Initially the police claimed Abu Ayad tried to rob the police man from his gun and to escape. This story has been found untrue by Mahash (as stated in yesterday's post, "mahash is the Ministry of Justice's department responsible for investigating complaints about illegal police behavior, the "police's police", so to say). The policeman responsible has been put under house arrest.
This much was known already yesterday evening.

It is interesting to see how Israeli newspapers and news websites follow the case.
Ha'aretz' Hebrew print edition carries the story on its front page with the header "Police claim challenged" and reporters put it in the wider context of "the easy finger on the trigger" when the Israeli police encounter Palestinians.
Yediot (ynet) do not bother to rectify the story and keep claiming the man tried to grab the gun.

The International Middle East Media Center provide a different name , Tawfiq, for the victim, and provide a short account.

The Jerusalem Post, Israel's leading English language newspaper, tells the details of the story without mentioning the victims name. Eye and ear witnesses forced the police to investigate and the 19 year old police man broke under the investigation and admitted his crime.

Even ultra right-wing "Arutz Sheva" points out the Palestinian man was shot by the police for no reason at all.

The Arab English language news source "Al Bawaba" carries the story in an interesting way, as it misquotes Ha'aretz, putting it in the context of Hamas killings by Israel in the occupied territories.

Wednesday, October 4

Police Violence in Jaffa: Deadly Results

This morning a Palestinian man was murdered by the police in Jaffa's "Fleamarket" area.

The police are always on the look-out for "illegal aliens", Palestinians coming to work in Jaffa, in order to provide for their families. Usually without a permit, as it is impossible to get these permits these days. Many of them, have been coming for years, working for the same employers, in the same area, nice friendly courteous people, simply trying to provide for their impoverished families.
Especially since the construction of "the Wall" and the closures and checkpoints in the occupied territories, it is difficult to get into Israel, so once you get in, you stay there.

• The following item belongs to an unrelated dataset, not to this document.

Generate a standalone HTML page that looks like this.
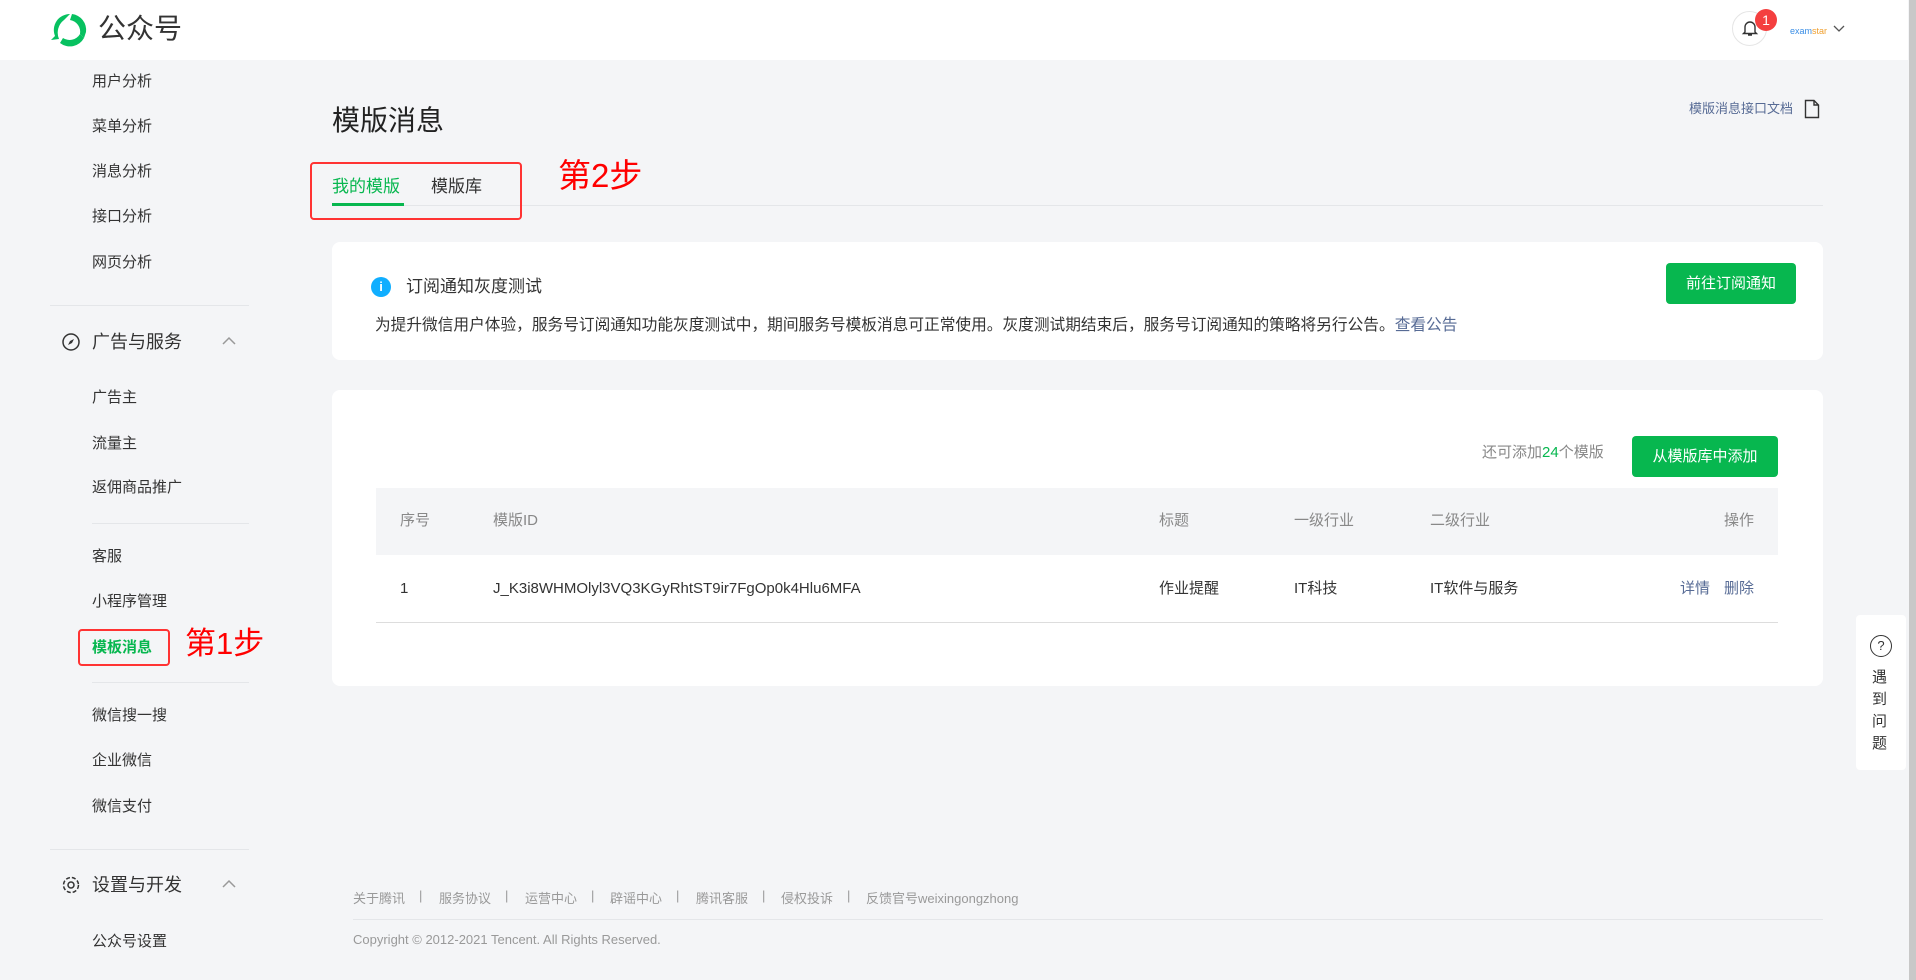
<!DOCTYPE html><html><head><meta charset="utf-8"><style>
*{margin:0;padding:0;box-sizing:border-box}
body{width:1916px;height:980px;overflow:hidden;background:#f4f5f7;font-family:"Liberation Sans","Noto Sans CJK SC",sans-serif;color:#333;position:relative}
.a{position:absolute;white-space:nowrap}
.hdr{position:absolute;left:0;top:0;width:1908px;height:60px;background:#fff}
.si{position:absolute;left:92px;font-size:15px;color:#333;line-height:20px}
.sep{position:absolute;left:50px;width:199px;height:1px;background:#e4e6e9}
.card{position:absolute;left:332px;width:1491px;background:#fff;border-radius:8px}
.th{position:absolute;top:511px;font-size:15px;color:#888;line-height:20px}
.td{position:absolute;top:579px;font-size:15px;color:#333;line-height:20px}
.btn{position:absolute;background:#07b74f;color:#fff;font-size:15px;border-radius:4px;text-align:center}
.ft{font-size:13px;color:#999}
.fl{position:absolute;top:888px;font-size:13px;color:#999;white-space:nowrap}
</style></head><body>
<div class="hdr"></div>
<svg class="a" style="left:50px;top:12px" width="40" height="36" viewBox="0 0 40 36"><path d="M20 2 A16 16 0 0 0 5 24 L1 28 L9 27 A16 16 0 0 1 14 8 Z" fill="#07c160"/><path d="M22 2 A16 16 0 0 1 36 20 L34 26 L30 22 A12 12 0 0 0 20 8 Z" fill="#07c160"/><path d="M34 26 A16 16 0 0 1 10 31 L13 26 A12 12 0 0 0 30 22 Z" fill="#07c160"/></svg>
<div class="a" style="left:98px;top:11px;font-size:28px;color:#333;line-height:36px">公众号</div>
<div class="a" style="left:1732px;top:11px;width:35px;height:35px;border:1px solid #e5e5e5;border-radius:50%"></div>
<svg class="a" style="left:1740px;top:18px" width="20" height="20" viewBox="0 0 20 20"><path d="M5 14 V9 a5 5 0 0 1 10 0 V14 L16.5 15.5 H3.5 Z M8 17 h4" fill="none" stroke="#333" stroke-width="1.4"/></svg>
<div class="a" style="left:1755px;top:9px;width:22px;height:22px;border-radius:50%;background:#f43f3f;color:#fff;font-size:14px;text-align:center;line-height:22px">1</div>
<div class="a" style="left:1790px;top:16px;width:36px;height:22px;font-size:9px;color:#3a8ee6;line-height:30px">exam<span style="color:#f0a030">star</span></div>
<svg class="a" style="left:1832px;top:24px" width="14" height="10"><path d="M2 2 L7 7 L12 2" fill="none" stroke="#555" stroke-width="1.3"/></svg>
<div class="a" style="left:1909px;top:0;width:7px;height:980px;background:#c8c8c8"></div>
<div class="si" style="top:72px">用户分析</div>
<div class="si" style="top:117px">菜单分析</div>
<div class="si" style="top:162px">消息分析</div>
<div class="si" style="top:207px">接口分析</div>
<div class="si" style="top:253px">网页分析</div>
<div class="sep" style="top:305px"></div>
<svg class="a" style="left:61px;top:332px" width="20" height="20"><circle cx="10" cy="10" r="8" fill="none" stroke="#333" stroke-width="1.5"/><path d="M13 7 L9 9 L7 13 L11 11 Z" fill="#333"/></svg>
<div class="a" style="left:92px;top:330px;font-size:18px;line-height:24px">广告与服务</div>
<svg class="a" style="left:221px;top:336px" width="16" height="10"><path d="M2 8 L8 2 L14 8" fill="none" stroke="#999" stroke-width="1.5"/></svg>
<div class="si" style="top:388px">广告主</div>
<div class="si" style="top:434px">流量主</div>
<div class="si" style="top:478px">返佣商品推广</div>
<div class="sep" style="top:523px;left:92px;width:157px"></div>
<div class="si" style="top:547px">客服</div>
<div class="si" style="top:592px">小程序管理</div>
<div class="si" style="top:638px;color:#07b74f;font-weight:bold">模板消息</div>
<div class="a" style="left:78px;top:629px;width:92px;height:37px;border:2px solid #f33;border-radius:4px"></div>
<div class="a" style="left:185px;top:626px;font-size:31px;color:#f00;line-height:36px">第1步</div>
<div class="sep" style="top:682px;left:92px;width:157px"></div>
<div class="si" style="top:706px">微信搜一搜</div>
<div class="si" style="top:751px">企业微信</div>
<div class="si" style="top:797px">微信支付</div>
<div class="sep" style="top:849px"></div>
<svg class="a" style="left:61px;top:875px" width="20" height="20"><circle cx="10" cy="10" r="3" fill="none" stroke="#333" stroke-width="1.5"/><circle cx="10" cy="10" r="7.5" fill="none" stroke="#333" stroke-width="1.5" stroke-dasharray="4 2"/></svg>
<div class="a" style="left:92px;top:873px;font-size:18px;line-height:24px">设置与开发</div>
<svg class="a" style="left:221px;top:879px" width="16" height="10"><path d="M2 8 L8 2 L14 8" fill="none" stroke="#999" stroke-width="1.5"/></svg>
<div class="si" style="top:932px">公众号设置</div>

<div class="a" style="left:332px;top:103px;font-size:28px;line-height:36px;color:#222">模版消息</div>
<div class="a" style="left:1689px;top:100px;font-size:13px;color:#576b95;line-height:18px">模版消息接口文档</div>
<svg class="a" style="left:1804px;top:99px" width="16" height="20"><path d="M1.5 1.5 H10 L14.5 6 V18.5 H1.5 Z M10 1.5 V6 H14.5" fill="none" stroke="#333" stroke-width="1.4"/></svg>
<div class="a" style="left:332px;top:205px;width:1491px;height:1px;background:#e4e6e9"></div>
<div class="a" style="left:332px;top:176px;font-size:17px;color:#07b74f;line-height:22px">我的模版</div>
<div class="a" style="left:332px;top:203px;width:72px;height:3px;background:#07b74f"></div>
<div class="a" style="left:431px;top:176px;font-size:17px;color:#333;line-height:22px">模版库</div>
<div class="a" style="left:310px;top:162px;width:212px;height:58px;border:2px solid #f33;border-radius:4px"></div>
<div class="a" style="left:558px;top:156px;font-size:33px;color:#f00;line-height:40px">第2步</div>

<div class="card" style="top:242px;height:118px"></div>
<div class="a" style="left:371px;top:277px;width:20px;height:20px;border-radius:50%;background:#10aeff;color:#fff;font-size:13px;font-weight:bold;text-align:center;line-height:20px">i</div>
<div class="a" style="left:406px;top:276px;font-size:17px;line-height:22px">订阅通知灰度测试</div>
<div class="a" style="left:375px;top:316px;font-size:15.7px;line-height:20px">为提升微信用户体验，服务号订阅通知功能灰度测试中，期间服务号模板消息可正常使用。灰度测试期结束后，服务号订阅通知的策略将另行公告。<span style="color:#576b95">查看公告</span></div>
<div class="btn" style="left:1666px;top:263px;width:130px;height:41px;line-height:41px">前往订阅通知</div>

<div class="card" style="top:390px;height:296px"></div>
<div class="a" style="left:1482px;top:443px;font-size:15px;color:#888;line-height:20px">还可添加<span style="color:#07b74f">24</span>个模版</div>
<div class="btn" style="left:1632px;top:436px;width:146px;height:41px;line-height:41px">从模版库中添加</div>
<div class="a" style="left:376px;top:488px;width:1402px;height:67px;background:#f4f5f7"></div>
<div class="th" style="left:400px">序号</div>
<div class="th" style="left:493px">模版ID</div>
<div class="th" style="left:1159px">标题</div>
<div class="th" style="left:1294px">一级行业</div>
<div class="th" style="left:1430px">二级行业</div>
<div class="th" style="left:1724px">操作</div>
<div class="td" style="left:400px">1</div>
<div class="td" style="left:493px">J_K3i8WHMOlyl3VQ3KGyRhtST9ir7FgOp0k4Hlu6MFA</div>
<div class="td" style="left:1159px">作业提醒</div>
<div class="td" style="left:1294px">IT科技</div>
<div class="td" style="left:1430px">IT软件与服务</div>
<div class="td" style="left:1680px;color:#576b95">详情</div>
<div class="td" style="left:1724px;color:#576b95">删除</div>
<div class="a" style="left:376px;top:622px;width:1402px;height:1px;background:#ddd"></div>

<div class="fl" style="left:353px">关于腾讯</div><div class="fl" style="left:419px">|</div>
<div class="fl" style="left:439px">服务协议</div><div class="fl" style="left:505px">|</div>
<div class="fl" style="left:525px">运营中心</div><div class="fl" style="left:591px">|</div>
<div class="fl" style="left:610px">辟谣中心</div><div class="fl" style="left:676px">|</div>
<div class="fl" style="left:696px">腾讯客服</div><div class="fl" style="left:762px">|</div>
<div class="fl" style="left:781px">侵权投诉</div><div class="fl" style="left:847px">|</div>
<div class="fl" style="left:866px">反馈官号weixingongzhong</div>
<div class="a" style="left:353px;top:919px;width:1470px;height:1px;background:#e4e6e9"></div>
<div class="a ft" style="left:353px;top:932px">Copyright © 2012-2021 Tencent. All Rights Reserved.</div>

<div class="a" style="left:1856px;top:615px;width:50px;height:155px;background:#fff;border-radius:4px"></div>
<div class="a" style="left:1870px;top:635px;width:22px;height:22px;border:1.5px solid #333;border-radius:50%;font-size:13px;text-align:center;line-height:19px">?</div>
<div class="a" style="left:1872px;top:667px;width:18px;font-size:15px;line-height:22px;white-space:normal;color:#333">遇到问题</div>
</body></html>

The economic situation in the occupied territories is such that poverty and lack of basic food stuffs, force people into becoming "illegal workers", permission-less employees, working very hard, to provide for their families.
They live in small rooms, storage facilities, on roof tops, the beach, wherever they can find a place to lay down their tired heads after a long and tiring day of work.

They are literally chased as "wild life"by the police and when caught, if lucky, they are thrown over the border, yet in many cases they go to prison for 6 months, for the horrible "crime" of trying to provide for their families.

Today it ended in a different way: A Palestinian man was simply shot by the policeman who wanted to arrest him.
At first the police told he tried to steal their gun, a story found to be untrue.
Another victim of ruthless police violence in Jaffa.

Police harassment and violence have reached a new peak in Jaffa, yet there is nothign surprising about it. So many people i know have been harassed, abused ,degraded.
And they are scared to complain, as the harassment may become worse, or they may be arrested for some cooked up complaints, as happened to friends.

People have become scared of the police. Men, because they harass them, women, because they are sexually harrassed while walking on the streets.
Trusting the police? There ain't such a thing, in Jaffa.